Now I bring eggs and cucumbers (right now its cucs, next week probably courgettes!)for my neighbours and friends, and i'm getting the same hit from it, without having to volunteer time I haven't got.

And whilst 10 weeks in Sweden at Ridgdale does sound great, I decided to build my learning around my limitations. Cue Michael White, Lucia Stuart and Ben Fairlight Edwards, local(ish) foragers. All with different specialities covering herbalism, sea shore and everything else. It has become clear to me that foraging is definitely a passion, makes me happy and is one solution in feeding ourselves. It also has the effect of curbing to a small extent the limitations of money (food for free as Richard Mabey says) These guys are all amazing by the way – well worth checking out if you are in the area.

I will be getting out on the boats and learning as much as I can about sea fishing from my friend, Russell Field. This should be both social and educational for me, and again, a big step towards free, sustainable, healthy food. Just – got – to – find – the – time! 

The other thing I've been doing is making stuff with the kids.
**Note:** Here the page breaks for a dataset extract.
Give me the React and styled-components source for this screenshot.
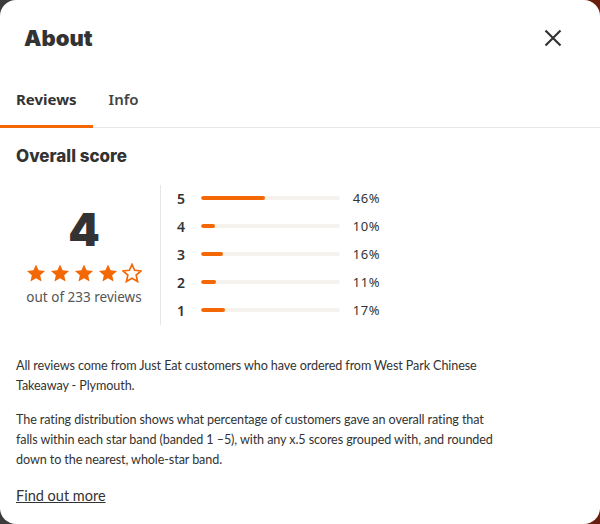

They are naturally predisposed to making potions and lotions, so this summer so far we've pickled gherkins, made bread, salves and oven dried tomatoes. Next up is tomato sauces and quiche. We are all learning. Together, and they seem to like it.

Finally, once it all settles after the arrival of the baby, I will explore the Permaculture diploma with as local as possible tutors. 

The point being that the patterns of my life, at least for now, limit my options. The beauty of those limitations, however, result in a beautiful solution. One that boils down to local learning, deeper connections with local people and the local environment, and one that sates my appetite without taking me away from my family or taking up more of my precious time. In fact, it brings us all together, eating, drinking and enjoying the things we bring into our lives.